Приведя все эти сведения, иркутская канцелярия определила: следствие из илимской канцелярии изъять «за подозрением на ту воеводскую канцелярию»; поручить следствие иркутской духовной консистории; напомнить ей, что о попе были указы из Синода и Сибирского приказа; арестовать всех участников дебоша, «кроме духовных персон, яко то — попов и дьячков» и, «забив в крепкие колотки, под крепким караулом прислать в иркутскую канцелярию», туда же прислать избитого приказчика.

Из Иркутска пишут о Лукине в Синод, в Сибирский приказ, в Илгинский острог, в илимскую воеводскую канцелярию (Фонд 75, опись 2, арх. № 903, лл. 1-3).

После выздоровления от побоев, нанесенных вероучителем, приказчик Березовский согласно распоряжению Вульфа поехал в Иркутск, но когда он достиг деревни Константиновской, то послал обратно в Илгинский острог денщика за писчиком.
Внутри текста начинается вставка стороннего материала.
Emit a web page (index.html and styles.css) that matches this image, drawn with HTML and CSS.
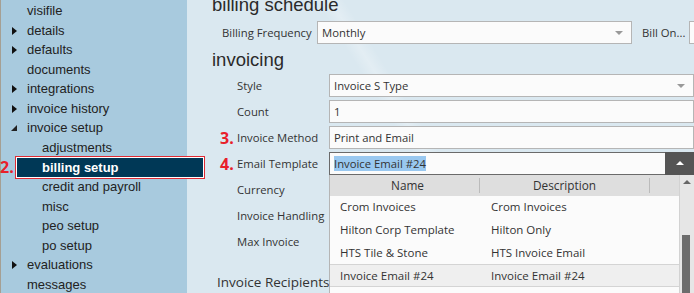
FILE: index.html
```html
<!DOCTYPE html>
<html lang="en">
<head>
  <meta charset="UTF-8" />
  <title>Billing Setup</title>
  <link rel="stylesheet" href="styles.css">
</head>
<body>
  <div class="page">
    <div class="sidebar">
      <ul class="tree">
        <li class="leaf">visifile</li>
        <li class="closed">details</li>
        <li class="closed">defaults</li>
        <li class="leaf">documents</li>
        <li class="closed">integrations</li>
        <li class="closed">invoice history</li>
        <li class="open">invoice setup</li>
        <li class="child">adjustments</li>
        <li class="child active"><span class="step step-side">2.</span>billing setup</li>
        <li class="child">credit and payroll</li>
        <li class="child">misc</li>
        <li class="child">peo setup</li>
        <li class="child">po setup</li>
        <li class="closed">evaluations</li>
        <li class="leaf">messages</li>
      </ul>
    </div>

    <div class="main">
      <h2>billing schedule</h2>
      <div class="schedule-row">
        <span class="label freq-label">Billing Frequency</span>
        <div class="select freq">Monthly<span class="arrow"></span></div>
        <span class="label bill-on">Bill On...</span>
        <div class="select stub"></div>
      </div>

      <h2>invoicing</h2>
      <div class="form">
        <span class="label">Style</span>
        <div class="select">Invoice S Type<span class="arrow"></span></div>

        <span class="label">Count</span>
        <div class="select">1</div>

        <span class="label"><span class="step">3.</span>Invoice Method</span>
        <div class="select">Print and Email</div>

        <span class="label"><span class="step">4.</span>Email Template</span>
        <div class="combo">
          <div class="select open-select"><span class="selected-text">Invoice Email #24</span><span class="toggle"></span></div>
          <div class="dropdown">
            <div class="dd-head">
              <span>Name</span>
              <span>Description</span>
            </div>
            <div class="dd-row"><span>Crom Invoices</span><span>Crom Invoices</span></div>
            <div class="dd-row"><span>Hilton Corp Template</span><span>Hilton Only</span></div>
            <div class="dd-row"><span>HTS Tile &amp; Stone</span><span>HTS Invoice Email</span></div>
            <div class="dd-row hover"><span>Invoice Email #24</span><span>Invoice Email #24</span></div>
            <div class="dd-row"><span></span><span></span></div>
            <div class="scrollbar"><span class="up"></span><span class="thumb"></span></div>
          </div>
        </div>

        <span class="label">Currency</span>
        <div></div>
        <span class="label">Invoice Handling</span>
        <div></div>
        <span class="label">Max Invoice</span>
        <div></div>
      </div>

      <div class="recipients">Invoice Recipients</div>
    </div>
  </div>
</body>
</html>
```

FILE: styles.css
```css
body {
  margin: 0;
  width: 694px;
  height: 293px;
  overflow: hidden;
  font-family: "Liberation Sans", Arial, sans-serif;
  background: #dae8f0;
}

.page {
  display: flex;
  height: 293px;
}

.sidebar {
  width: 186px;
  flex: none;
  background: #a8cade;
  border-left: 1px solid #a59f93;
  position: relative;
  z-index: 2;
}

.tree {
  list-style: none;
  margin: 0;
  padding: 1px 0 0;
}

.tree li {
  position: relative;
  height: 19.57px;
  line-height: 19.57px;
  padding-left: 26px;
  font-size: 13px;
  color: #222;
  white-space: nowrap;
}

.tree li.child {
  padding-left: 41px;
}

.tree li.closed::before {
  content: "";
  position: absolute;
  left: 11px;
  top: 6px;
  border-left: 5px solid #111;
  border-top: 4px solid transparent;
  border-bottom: 4px solid transparent;
}

.tree li.open::before {
  content: "";
  position: absolute;
  left: 10px;
  top: 7px;
  border-right: 6px solid #222;
  border-top: 6px solid transparent;
}

.tree li.active {
  margin-left: 16px;
  margin-right: -16px;
  padding-left: 25px;
  background: #003856;
  color: #fff;
  font-weight: bold;
  box-shadow: 0 0 0 1px #fff, 0 0 0 2px #df2a33;
}

.step {
  color: #e8202a;
  font-family: "Open Sans", sans-serif;
  font-weight: bold;
  font-size: 16px;
  margin-right: 3px;
}

.step-side {
  position: absolute;
  left: -17px;
  top: 0;
}

.main {
  flex: 1;
  padding-left: 25px;
  margin-top: -6px;
  font-family: "Open Sans", sans-serif;
  font-size: 11.3px;
  color: #333;
  background: linear-gradient(58deg, transparent 44%, rgba(255, 255, 255, 0.25) 46%, transparent 48%);
}

.main h2 {
  margin: 0;
  font-family: "Liberation Sans", Arial, sans-serif;
  font-weight: normal;
  font-size: 18.5px;
  line-height: 22px;
  color: #2a2a2a;
}

.label {
  display: flex;
  align-items: center;
  height: 23px;
  white-space: nowrap;
}

.select {
  position: relative;
  box-sizing: border-box;
  height: 23px;
  line-height: 21px;
  padding-left: 4px;
  background: #fbfbfb;
  border: 1px solid #b5b5b5;
  white-space: nowrap;
}

.arrow {
  position: absolute;
  right: 8px;
  top: 9px;
  border-top: 4px solid #999;
  border-left: 4px solid transparent;
  border-right: 4px solid transparent;
}

.schedule-row {
  display: flex;
  align-items: center;
  margin: 5px 0 5px 10px;
}

.schedule-row .freq-label {
  width: 95px;
}

.schedule-row .freq {
  width: 315px;
}

.schedule-row .bill-on {
  margin-left: 10px;
}

.schedule-row .stub {
  width: 20px;
  margin-left: 4px;
}

.form {
  display: grid;
  grid-template-columns: 92px 365px;
  grid-auto-rows: 23px;
  row-gap: 3px;
  margin: 3px 0 0 25px;
}

.form .label .step {
  position: absolute;
  margin-left: -17px;
}

.combo {
  position: relative;
  z-index: 3;
}

.open-select {
  border-color: #6a6a6a;
  padding-right: 30px;
}

.selected-text {
  background: #99c8f0;
  color: #333;
}

.toggle {
  position: absolute;
  right: -1px;
  top: -1px;
  width: 29px;
  height: 23px;
  background: #555;
}

.toggle::after {
  content: "";
  position: absolute;
  left: 11px;
  top: 9px;
  border-bottom: 4px solid #fff;
  border-left: 4px solid transparent;
  border-right: 4px solid transparent;
}

.dropdown {
  position: absolute;
  top: 23px;
  left: 0;
  width: 365px;
  height: 130px;
  background: #fbfbfb;
  border-left: 1px solid #b5b5b5;
  box-sizing: border-box;
}

.dd-head,
.dd-row {
  display: grid;
  grid-template-columns: 150px 170px;
  margin-right: 15px;
}

.dd-head {
  height: 21px;
  line-height: 21px;
  background: #dedede;
  text-align: center;
  color: #333;
  font-size: 11.8px;
}

.dd-head span {
  border-right: 1px solid #bbb;
  margin: 3px 0;
  line-height: 15px;
}

.dd-head span:first-child {
  padding-left: 6px;
}

.dd-row {
  height: 22.8px;
  line-height: 22px;
  padding-left: 10px;
  font-size: 11.5px;
}

.dd-row span:last-child {
  padding-left: 1px;
}

.dd-row.hover {
  background: #efefef;
  border-top: 1px solid #d4d4d4;
  border-bottom: 1px solid #d4d4d4;
  height: 21px;
}

.scrollbar {
  position: absolute;
  right: 0;
  top: 0;
  width: 14px;
  height: 130px;
  background: #e6e6e6;
  border-left: 1px solid #d2d2d2;
}

.scrollbar .up {
  position: absolute;
  left: 3px;
  top: 5px;
  border-bottom: 4px solid #666;
  border-left: 4px solid transparent;
  border-right: 4px solid transparent;
}

.scrollbar .thumb {
  position: absolute;
  left: 2px;
  top: 60px;
  width: 8px;
  height: 70px;
  background: #6c6c6c;
}

.recipients {
  margin: 20px 0 0 5px;
  font-size: 13.5px;
  color: #333;
}
```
Березовский просил писчика и крестьян его «проводить, понеже де проехал наперед илгинской священник Антоний».

Пастырь был настолько грозен, что крестьяне уважили просьбу Березовского и дали ему для охраны трех человек.
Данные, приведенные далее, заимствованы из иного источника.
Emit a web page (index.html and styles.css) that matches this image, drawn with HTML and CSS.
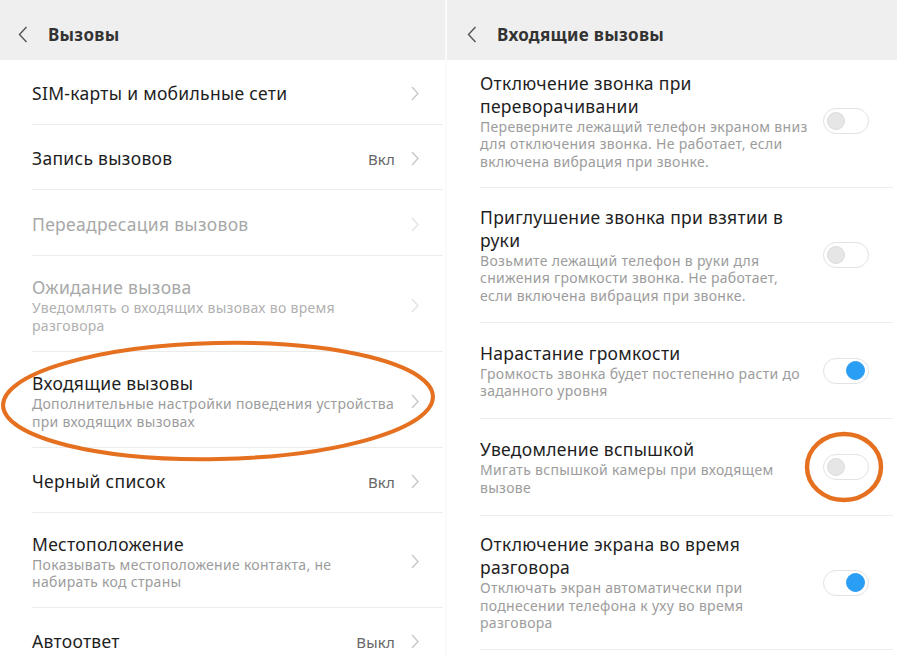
FILE: index.html
```
<!DOCTYPE html>
<html lang="ru">
<head>
<meta charset="utf-8">
<title>Вызовы</title>
<link rel="stylesheet" href="styles.css">
</head>
<body>
<div class="screen">
  <section class="panel panel-left">
    <header class="bar">
      <svg class="back" width="10" height="17" viewBox="0 0 10 17"><path d="M8.5 1 L1.5 8.5 L8.5 16" fill="none" stroke="#555" stroke-width="1.4"/></svg>
      <h1 class="bar-title">Вызовы</h1>
    </header>
    <ul class="list">
      <li class="row h65"><div class="text"><div class="title">SIM-карты и мобильные сети</div></div><svg class="chev" width="8" height="15" viewBox="0 0 8 15"><path d="M1 1 L7 7.5 L1 14" fill="none" stroke="#c6c6c6" stroke-width="1.3"/></svg></li>
      <li class="row h65"><div class="text"><div class="title">Запись вызовов</div></div><span class="value">Вкл</span><svg class="chev" width="8" height="15" viewBox="0 0 8 15"><path d="M1 1 L7 7.5 L1 14" fill="none" stroke="#c6c6c6" stroke-width="1.3"/></svg></li>
      <li class="row h66 disabled"><div class="text"><div class="title">Переадресация вызовов</div></div><svg class="chev" width="8" height="15" viewBox="0 0 8 15"><path d="M1 1 L7 7.5 L1 14" fill="none" stroke="#e2e2e2" stroke-width="1.3"/></svg></li>
      <li class="row h96 disabled"><div class="text"><div class="title">Ожидание вызова</div><div class="sub">Уведомлять о входящих вызовах во время разговора</div></div><svg class="chev" width="8" height="15" viewBox="0 0 8 15"><path d="M1 1 L7 7.5 L1 14" fill="none" stroke="#e2e2e2" stroke-width="1.3"/></svg></li>
      <li class="row h96"><div class="text"><div class="title">Входящие вызовы</div><div class="sub">Дополнительные настройки поведения устройства при входящих вызовах</div></div><svg class="chev" width="8" height="15" viewBox="0 0 8 15"><path d="M1 1 L7 7.5 L1 14" fill="none" stroke="#c6c6c6" stroke-width="1.3"/></svg></li>
      <li class="row h65"><div class="text"><div class="title">Черный список</div></div><span class="value">Вкл</span><svg class="chev" width="8" height="15" viewBox="0 0 8 15"><path d="M1 1 L7 7.5 L1 14" fill="none" stroke="#c6c6c6" stroke-width="1.3"/></svg></li>
      <li class="row h95"><div class="text"><div class="title">Местоположение</div><div class="sub">Показывать местоположение контакта, не набирать код страны</div></div><svg class="chev" width="8" height="15" viewBox="0 0 8 15"><path d="M1 1 L7 7.5 L1 14" fill="none" stroke="#c6c6c6" stroke-width="1.3"/></svg></li>
      <li class="row h65"><div class="text"><div class="title">Автоответ</div></div><span class="value">Выкл</span><svg class="chev" width="8" height="15" viewBox="0 0 8 15"><path d="M1 1 L7 7.5 L1 14" fill="none" stroke="#c6c6c6" stroke-width="1.3"/></svg></li>
    </ul>
  </section>
  <div class="sep"></div>
  <section class="panel panel-right">
    <header class="bar">
      <svg class="back" width="10" height="17" viewBox="0 0 10 17"><path d="M8.5 1 L1.5 8.5 L8.5 16" fill="none" stroke="#555" stroke-width="1.4"/></svg>
      <h1 class="bar-title">Входящие вызовы</h1>
    </header>
    <ul class="list">
      <li class="row h128 lift"><div class="text"><div class="title">Отключение звонка при переворачивании</div><div class="sub">Переверните лежащий телефон экраном вниз для отключения звонка. Не работает, если включена вибрация при звонке.</div></div><span class="toggle"><span class="knob"></span></span></li>
      <li class="row h135"><div class="text"><div class="title">Приглушение звонка при взятии в руки</div><div class="sub">Возьмите лежащий телефон в руки для снижения громкости звонка. Не работает, если включена вибрация при звонке.</div></div><span class="toggle"><span class="knob"></span></span></li>
      <li class="row h96"><div class="text"><div class="title">Нарастание громкости</div><div class="sub">Громкость звонка будет постепенно расти до заданного уровня</div></div><span class="toggle on"><span class="knob"></span></span></li>
      <li class="row h97"><div class="text"><div class="title">Уведомление вспышкой</div><div class="sub">Мигать вспышкой камеры при входящем вызове</div></div><span class="toggle"><span class="knob"></span></span></li>
      <li class="row h134"><div class="text"><div class="title">Отключение экрана во время разговора</div><div class="sub">Отключать экран автоматически при поднесении телефона к уху во время разговора</div></div><span class="toggle on"><span class="knob"></span></span></li>
    </ul>
  </section>
  <svg class="mark mark-left" width="442" height="132" viewBox="0 0 442 132"><ellipse cx="218" cy="66" rx="215" ry="58" transform="rotate(-1.2 218 66)" fill="none" stroke="#e5701f" stroke-width="4"/></svg>
  <svg class="mark mark-right" width="84" height="76" viewBox="0 0 84 76"><ellipse cx="42" cy="38" rx="37" ry="33" fill="none" stroke="#e5701f" stroke-width="4.5"/></svg>
</div>
</body>
</html>
```
FILE: styles.css
```
* { box-sizing: border-box; }
html, body { margin: 0; padding: 0; }
body {
  width: 897px;
  height: 656px;
  overflow: hidden;
  background: #fff;
  font-family: "Noto Sans", Roboto, "Liberation Sans", sans-serif;
}
.screen {
  position: relative;
  display: flex;
  width: 897px;
  height: 656px;
  overflow: hidden;
}
.panel { background: #fff; overflow: hidden; }
.panel-left { width: 445px; }
.panel-right { width: 450px; }
.sep { width: 2px; background: #fafafa; }
.bar {
  height: 60px;
  background: #efefef;
  display: flex;
  align-items: center;
  padding-top: 8px;
  padding-left: 18px;
  gap: 20px;
}
.panel-right .bar { padding-left: 20px; gap: 20px; }
.back { display: block; }
.bar-title {
  margin: 0;
  font-size: 17px;
  font-weight: 700;
  letter-spacing: 0.3px;
  color: #333;
}
.list { list-style: none; margin: 0; padding: 0; }
.row {
  display: flex;
  align-items: center;
  margin-left: 32px;
  margin-right: 2px;
  padding-top: 3px;
  padding-right: 24px;
  border-bottom: 1px solid #ececec;
}
.panel-right .row { margin-left: 33px; margin-right: 4px; padding-right: 24px; padding-top: 0; }
.panel-right .row.lift { padding-bottom: 5px; }
.h65 { height: 65px; }
.h66 { height: 66px; }
.h95 { height: 95px; }
.h96 { height: 96px; }
.h97 { height: 97px; }
.h128 { height: 128px; }
.h134 { height: 134px; }
.h135 { height: 135px; }
.text { flex: 1; min-width: 0; }
.title {
  font-size: 17.5px;
  line-height: 23px;
  letter-spacing: 0.3px;
  color: #1e1e1e;
}
.sub {
  font-size: 14px;
  line-height: 17.5px;
  letter-spacing: 0.3px;
  color: #9c9c9c;
  max-width: 365px;
}
.panel-right .sub { max-width: 331px; }
.panel-right .title { max-width: 312px; }
.disabled .title { color: #a8a8a8; }
.disabled .sub { color: #b0b0b0; }
.value {
  font-size: 15px;
  letter-spacing: 0.2px;
  color: #666;
  margin-right: 16px;
}
.chev { display: block; flex: none; }
.toggle {
  flex: none;
  width: 46px;
  height: 26px;
  margin-left: 10px;
  border: 1px solid #e3e3e3;
  border-radius: 13px;
  background: #fff;
  display: flex;
  align-items: center;
  padding: 0 3px;
}
.knob {
  width: 18px;
  height: 18px;
  border-radius: 50%;
  background: #e6e6e6;
  border: 1px solid #dcdcdc;
}
.toggle.on { justify-content: flex-end; }
.toggle.on .knob { background: #2a9df4; border-color: #2a9df4; width: 19px; height: 19px; }
.mark { position: absolute; }
.mark-left { left: 0; top: 335px; }
.mark-right { left: 802px; top: 429px; }
```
Предположения приказчика оказались правильными. Едва он и охрана его достигли деревни Дальней Закорской, как «помянутой священник Антоний съехался на одном кони на санях встречю и метался помянутого Березовского к подвотчикам и сдерживал коней; потом метался и к саням (приказчика), а для чего — неизвестно» (Фонд 75, арх. № 2496, л. 290).

Хотя Антоний и попал в целую сеть всяких следствий, хотя о нем писалось и в Синод и в Сибирский приказ, не в его привычке было вешать голову.
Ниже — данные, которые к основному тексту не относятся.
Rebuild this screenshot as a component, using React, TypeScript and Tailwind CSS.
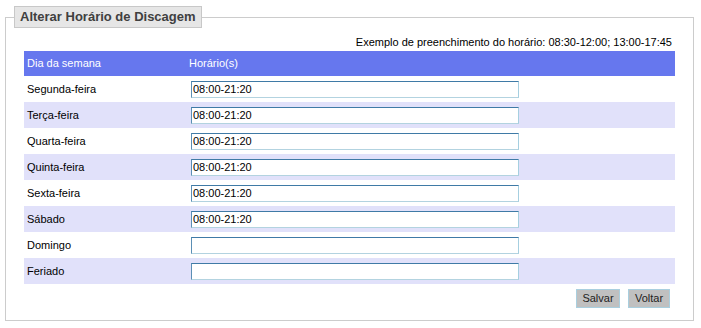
import React from "react";

const rows: { day: string; value: string }[] = [
  { day: "Segunda-feira", value: "08:00-21:20" },
  { day: "Terça-feira", value: "08:00-21:20" },
  { day: "Quarta-feira", value: "08:00-21:20" },
  { day: "Quinta-feira", value: "08:00-21:20" },
  { day: "Sexta-feira", value: "08:00-21:20" },
  { day: "Sábado", value: "08:00-21:20" },
  { day: "Domingo", value: "" },
  { day: "Feriado", value: "" },
];

export default function App() {
  return (
    <div
      className="w-[701px] h-[328px] bg-white pt-[6px] pl-[5px]"
      style={{ fontFamily: '"Liberation Sans", Arial, sans-serif' }}
    >
      <fieldset className="m-0 w-[689px] h-[315px] border border-[#cccccc] px-[8px] pb-0 pt-0 min-w-0">
        <legend className="h-[22px] px-[5px] bg-[#e6e6e6] border border-[#c8c8c8] text-[13px] font-bold text-[#404040] leading-[20px]">
          Alterar Horário de Discagem
        </legend>
        <div className="mx-[10px] mt-[7px]">
          <div className="text-right text-[11px] leading-[14px] text-black pr-[3px]">
            Exemplo de preenchimento do horário: 08:30-12:00; 13:00-17:45
          </div>
          <div className="mt-[2px] grid grid-cols-[164px_1fr] h-[25px] bg-[#6677ee] text-white text-[11px] items-center">
            <div className="pl-[3px]">Dia da semana</div>
            <div className="pl-[1px]">Horário(s)</div>
          </div>
          {rows.map((r, i) => (
            <div
              key={r.day}
              className={`grid grid-cols-[164px_1fr] h-[26px] items-center text-[11px] text-black ${
                i % 2 === 1 ? "bg-[#e1e1fa]" : "bg-white"
              }`}
            >
              <div className="pl-[3px]">{r.day}</div>
              <div className="pl-[3px] flex items-center">
                <input
                  type="text"
                  defaultValue={r.value}
                  className="w-[328px] h-[17px] bg-white border border-t-[#3f7aa6] border-l-[#5b8fb5] border-b-[#b3d3e0] border-r-[#a6cfe0] px-[1px] text-[11px] text-black outline-none"
                  style={{ fontFamily: '"Liberation Sans", Arial, sans-serif' }}
                />
              </div>
            </div>
          ))}
          <div className="flex justify-end gap-[8px] mt-[5px] pr-[5px]">
            <button className="h-[19px] w-[44px] bg-[#c0c0c0] border border-[#a9cfdf] text-[11px] text-[#222] leading-none">
              Salvar
            </button>
            <button className="h-[19px] w-[42px] bg-[#c0c0c0] border border-[#a9cfdf] text-[11px] text-[#222] leading-none">
              Voltar
            </button>
          </div>
        </div>
      </fieldset>
    </div>
  );
}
Летом 1765 года пришел долгожданный указ из иркутской губернской канцелярии о землях священника Антона Лукина.

Как же, наконец, решила губерния этот вопрос через 6 лет разбирательства? А очень просто: так как поп без указа духовной консистории «будет (решению губернской канцелярии) чинится ослушителен», то дело вернуть в илимскую воеводскую канцелярию, а илгинской приказной избе указать, чтобы резолюцию требовала по команде своей, а не утруждала бы иркутскую губернскую канцелярию (Фонд 75, опись 2, аpх. № 1067, л. 1).

Писать жалобы на Анатолия было теперь бесполезным делом.

После смерти Антония илгинские крестьяне не стали платить священнику Грозину ругу.

Отказ крестьян платить ругу означал их решимость освободиться от дани, которую они платили мироеду Лукину.

Кроме того, крестьяне действовали решительно еще и потому, что в Илимске в это время воеводой был Черемисинов, относившийся к священникам с большой недоброжелательностью. Илимская воеводская канцелярия настояла, чтобы Иркутск вынес решение о необязательности руги. Черемисинов тотчас же разослал такое разъяснение по всем волостям (Фонд 75, опись 2, арх. № 1353, лл. 20-21).

Несмотря на обилие документов о попе Луке и его наследниках, документов, освещающих полувековую историю кулацкого хозяйства, многое остается скрытым от глаза исследователя. Ведь почти все, что становится известным об этом хозяйстве, основано на заявлениях об обидах и на контрзаявлениях Луки и его сына. Неизвестна площадь посева этого хозяйства, число скота, характер усадебных построек, величина дохода и т. д. Но и имеющиеся документы позволяют раскрыть кулацкую природу хозяйства Лукиных, широкую эксплуатацию наемного труда и высокую товарность производства хлеба.

Подобные хозяйства были не одинокими и не случайными явлениями сибирской деревни, а постоянными и закономерными спутниками нарождавшейся сельской буржуазии.